Why Conflict is Always a Fight

tug-o-war1If you have enough at stake, it’s always going to be a fight.  (If you don’t have enough at stake, you don’t have a play worth performing.)

“Fight” is the operative word.

Conflict is not verbal debate.  It is emotional tug of war.  It is you trying to get what you want in any given moment, what will make you happy.  Sometimes you get it, and sometimes you don’t.  Sometimes you think you’re getting it, only to have the other side give a big yank, tumbling you to the ground.

The person you are in conflict with may simply not want to give you what you want.  Your boss may not want to give you a raise; your distant father may withhold the love you desperately need.

Or the conflict may revolve around conflicting desires, like whether to cremate mom or bury her at sea.  You may want us to move across country so you can accept a transfer, I may want us to stay here so I can care for my aging parents.

Or the conflict may revolve around us wanting the same thing:  that last piece of cake; the Ming vase; the same man.

It’s important that you identify what it is that you are fighting for so that you can go to war for it.  And as in all wars (the play as a whole), there are battles (scenes).  You don’t have to win all the battles to win the war.  You just have to win the last battle.  So sometimes you’re pushing forward and occupying enemy territory.  And sometimes you’re retreating.

It is the swing from “Now I have the upperhand” to “Oops, I didn’t see that coming, what the heck am I gonna do now?” that makes plays and movies thrilling to watch.  If you do nothing but win in every circumstance that you encounter, we’ll lose interest.  However, if you face challenges and we aren’t sure how you’ll overcome them, we’ll pay attention.  It’s Boy Meets Girl, Boy Gets Girl, Boy Loses Girl that we want to see.  If the course of true love runs smooth, then who cares?

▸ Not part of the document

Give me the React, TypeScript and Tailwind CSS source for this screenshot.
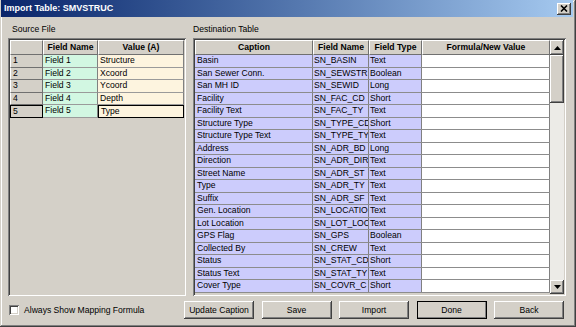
import React from "react";

const raised =
  "bg-[#d4d0c8] shadow-[inset_-1px_-1px_#404040,inset_1px_1px_#ffffff,inset_-2px_-2px_#808080,inset_2px_2px_#d4d0c8]";
const sunken =
  "shadow-[inset_1px_1px_#808080,inset_-1px_-1px_#ffffff,inset_2px_2px_#404040,inset_-2px_-2px_#d4d0c8]";

const srcRows = [
  ["1", "Field 1", "Structure"],
  ["2", "Field 2", "Xcoord"],
  ["3", "Field 3", "Ycoord"],
  ["4", "Field 4", "Depth"],
  ["5", "Field 5", "Type"],
];

const dstRows = [
  ["Basin", "SN_BASIN", "Text"],
  ["San Sewer Conn.", "SN_SEWSTR", "Boolean"],
  ["San MH ID", "SN_SEWID", "Long"],
  ["Facility", "SN_FAC_CD", "Short"],
  ["Facility Text", "SN_FAC_TY", "Text"],
  ["Structure Type", "SN_TYPE_CD", "Short"],
  ["Structure Type Text", "SN_TYPE_TY", "Text"],
  ["Address", "SN_ADR_BD", "Long"],
  ["Direction", "SN_ADR_DIR", "Text"],
  ["Street Name", "SN_ADR_ST", "Text"],
  ["Type", "SN_ADR_TY", "Text"],
  ["Suffix", "SN_ADR_SF", "Text"],
  ["Gen. Location", "SN_LOCATIO", "Text"],
  ["Lot Location", "SN_LOT_LOC", "Text"],
  ["GPS Flag", "SN_GPS", "Boolean"],
  ["Collected By", "SN_CREW", "Text"],
  ["Status", "SN_STAT_CD", "Short"],
  ["Status Text", "SN_STAT_TY", "Text"],
  ["Cover Type", "SN_COVR_C", "Short"],
];

function Head({ w, children }: { w: string; children?: React.ReactNode }) {
  return (
    <div
      className={`${w} h-[15px] shrink-0 flex items-center justify-center bg-[#d4d0c8] border-t border-l border-t-white border-l-white border-r border-b border-r-[#707070] border-b-[#707070] font-bold text-[8.6px] text-black overflow-hidden whitespace-nowrap`}
    >
      {children}
    </div>
  );
}

function Cell({
  w,
  bg,
  children,
  extra = "",
  pl = "pl-[2px]",
}: {
  w: string;
  bg: string;
  children?: React.ReactNode;
  extra?: string;
  pl?: string;
}) {
  return (
    <div
      className={`${w} ${bg} ${pl} h-full shrink-0 flex items-center border-r border-r-[#808080] overflow-hidden whitespace-nowrap text-[8.6px] text-black ${extra}`}
    >
      {children}
    </div>
  );
}

function Arrow({ down }: { down?: boolean }) {
  return (
    <svg width="7" height="4" viewBox="0 0 7 4">
      <polygon points={down ? "0,0 7,0 3.5,4" : "0,4 7,4 3.5,0"} fill="#000" />
    </svg>
  );
}

function Btn({ label, def }: { label: string; def?: boolean }) {
  return (
    <div
      className={`w-[70px] h-[18px] flex items-center justify-center text-[8.6px] text-black ${raised} ${
        def ? "outline outline-1 outline-black -outline-offset-1" : ""
      }`}
    >
      {label}
    </div>
  );
}

export default function App() {
  return (
    <div className="w-[576px] h-[327px] bg-[#d4d0c8] flex flex-col font-['Liberation_Sans',Arial,sans-serif] shadow-[inset_-1px_-1px_#404040,inset_1px_1px_#d4d0c8,inset_-2px_-2px_#808080,inset_2px_2px_#ffffff] overflow-hidden">
      {/* Title bar */}
      <div className="h-[17px] ml-[1px] mr-[3px] flex items-center justify-between bg-gradient-to-r from-[#0a246a] to-[#a6caf0] pl-[3px] pr-[2px]">
        <span className="text-white font-bold text-[9px] leading-none">Import Table: SMVSTRUC</span>
        <div className={`w-[14px] h-[12px] flex items-center justify-center ${raised}`}>
          <svg width="8" height="7" viewBox="0 0 8 7">
            <path d="M1 0.5 L7 6.5 M7 0.5 L1 6.5" stroke="#000" strokeWidth="1.6" />
          </svg>
        </div>
      </div>

      {/* Labels */}
      <div className="h-[21px] flex items-center text-[8.6px] text-black pt-[3px]">
        <span className="ml-[12px] w-[181px]">Source File</span>
        <span>Destination Table</span>
      </div>

      {/* Panels */}
      <div className="flex pl-[8px] gap-[7px]">
        {/* Source */}
        <div className={`w-[178px] h-[258px] p-[2px] ${sunken}`}>
          <div className="flex">
            <Head w="w-[33px]" />
            <Head w="w-[55px]">Field Name</Head>
            <Head w="w-[86px]">Value (A)</Head>
          </div>
          {srcRows.map((r, i) => {
            const sel = i === 4;
            return (
              <div key={r[0]} className="flex h-[12.5px]">
                <div
                  className={`w-[33px] h-full flex items-center pl-[2px] text-[8.6px] text-black bg-[#d4d0c8] ${
                    sel
                      ? "border border-black"
                      : "border-l border-l-white border-r border-r-[#707070] border-b border-b-[#707070]"
                  }`}
                >
                  {r[0]}
                </div>
                <Cell w="w-[55px]" bg="bg-[#d2f7e2]" extra="border-b border-b-[#9a9a9a]">
                  {r[1]}
                </Cell>
                <Cell
                  w="w-[86px]"
                  bg="bg-[#fdf4df]"
                  extra={sel ? "border border-black !border-black" : "border-b border-b-[#9a9a9a]"}
                >
                  {r[2]}
                </Cell>
              </div>
            );
          })}
        </div>

        {/* Destination */}
        <div className={`w-[373px] h-[258px] p-[2px] flex ${sunken}`}>
          <div className="w-[355px] flex flex-col">
            <div className="flex">
              <Head w="w-[118px]">Caption</Head>
              <Head w="w-[56px]">Field Name</Head>
              <Head w="w-[53px]">Field Type</Head>
              <Head w="w-[128px]">Formula/New Value</Head>
            </div>
            <div className="flex-1 overflow-hidden">
              {dstRows.map((r) => (
                <div key={r[0]} className="flex h-[12.5px] border-b border-b-[#8c8c8c]">
                  <Cell w="w-[118px]" bg="bg-[#ccccfc]">{r[0]}</Cell>
                  <Cell w="w-[56px]" bg="bg-[#ccccfc]" pl="pl-[1px]">{r[1]}</Cell>
                  <Cell w="w-[53px]" bg="bg-[#ccccfc]" pl="pl-[1px]">{r[2]}</Cell>
                  <Cell w="w-[128px]" bg="bg-white" />
                </div>
              ))}
            </div>
          </div>
          {/* Scrollbar */}
          <div className="w-[14px] flex flex-col bg-[#ecebe7]">
            <div className={`h-[15px] flex items-center justify-center ${raised}`}>
              <Arrow />
            </div>
            <div className={`h-[48px] ${raised}`} />
            <div className="flex-1" />
            <div className={`h-[14px] flex items-center justify-center ${raised}`}>
              <Arrow down />
            </div>
          </div>
        </div>
      </div>

      {/* Bottom */}
      <div className="flex items-center mt-[5px] pl-[9px] pr-[12px]">
        <div className="w-[10px] h-[10px] bg-white shadow-[inset_1px_1px_#808080,inset_-1px_-1px_#ffffff,inset_2px_2px_#404040,inset_-2px_-2px_#d4d0c8]" />
        <span className="ml-[5px] text-[8.6px] text-black">Always Show Mapping Formula</span>
        <div className="ml-auto flex gap-[7.5px]">
          <Btn label="Update Caption" />
          <Btn label="Save" />
          <Btn label="Import" />
          <Btn label="Done" def />
          <Btn label="Back" />
        </div>
      </div>
    </div>
  );
}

Think of The Odyssey.  Yes, Odysseus overcomes every challenge and difficulty that comes his way and finally reaches home again, but each time a challenge arises, we’re not at all sure what’s going to happen or how he’ll succeed this time.

Good storytelling bounces back and forth between success and failure for its protagonist.  If a play is a “war”, there are battles and retreats; skirmishes and bloodbaths; reconnoitering and entrenchments; strategy sessions and re-evaluations.  The flux between these elements builds and releases tensions.  Quiet scenes allow the audience to rest and recover between dramatic moments.

The playwright is responsible for creating storytelling that fluctuates in terms of “where the power is” – that is, who is winning and who is losing at any given moment.  But it is your job, as the actor in the play, to recognize the fluxes and to honor and highlight them appropriately.